There were two compounding problems. The first is sub-optimal location of the thermocouples. For ambient-temperature measurement, it should be acceptable to install all three thermocouples about 2 ft apart in the center of the filter house. The second is that the sequence used a “no high differential” as a permissive to start—that is, a high differential would result in a “not ready to start” condition.

Thus, one thermocouple reading much differently than the other two resulted in a “not ready to start,” a single point of failure.

Two-part solution. The first recommendation is that, at first opportunity, the site should locate E-TC and W-TC closer to the center of the inlet filter housing, about two feet from the centerline TC. This has the added advantage of allowing maintenance on all three without maneuvering a step ladder while also avoiding the nuisance alarm during sunny periods of the day.

The second recommendation is to replace the “no high differential” from the permissives-to-start with a “two out of three TCs failed.” Having triple redundant TCs use the differential between the highest and lowest reading to determine start readiness does not make sense. With this simple mod, when one TC fails, the site gets an alarm but will still remain ready to start; two failed TCs will interrupt the start sequence.

Speed pickups on aero GTs. At the second site, during startup, one of the two LP-compressor speed pickups feeding the control core (not the protective) was spiking to 128% (max scale) momentarily, but long enough to trip the unit. The spikes occurred only during startup and at below 40% speed.

Site personnel changed the speed pickup, rechecked all the wiring, shields, and wiring and shield terminations, and, as expected, found nothing damaged, loose, or wrong. Yet the situation persisted. Curiously, after the spike induced the first overspeed trip, the operator could restart the unit, consistently, with no second spike.

Other specialists could not find any physical evidence of malfunction, or wiring errors, either, so the sequencing was investigated. These units have two, not three, control speed pickups per shaft. A high-select block, the higher of the two speed pick-ups, determines the LP-compressor shaft speed.

If one of the two speed pickups spikes, even momentarily, the high-select block will read the spike as the shaft’s speed and trip the unit. This is the single point of failure.

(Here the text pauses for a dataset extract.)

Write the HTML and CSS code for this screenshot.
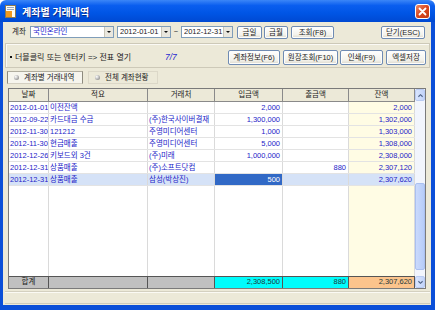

However, there is a selectable option with better functionality for checking I/O status. When the signals are within acceptable limits, the output can be the average (Avg) instead of the maximum (Max) of the two input signals (the “high select” block). This method will also detect high differential and discard the first “too high or too low” device using the other device’s value as the block’s output through the Max function instead of Avg. If both devices read too high or too low, the block detects an “all devices failed” condition.

This not-so-widely-used block, compared with the “high select” block, allows the unit to survive the speed spike without a trip during the start. The corresponding one-bad-signal alarm is dropped during the momentary spike.

After making this mod, the units have gone through several starts without trips.

Wrapping up. It is not clear why the OEM’s sequence considered the “no-differential” as a permissive to start with three physical redundant thermocouples, or why the TCs were located so close to the walls. Why the OEM used the “high select” block instead of the alternative one at the aero site is also a mystery. But independent review can discover valid options to resolve single-point-of-failure conditions.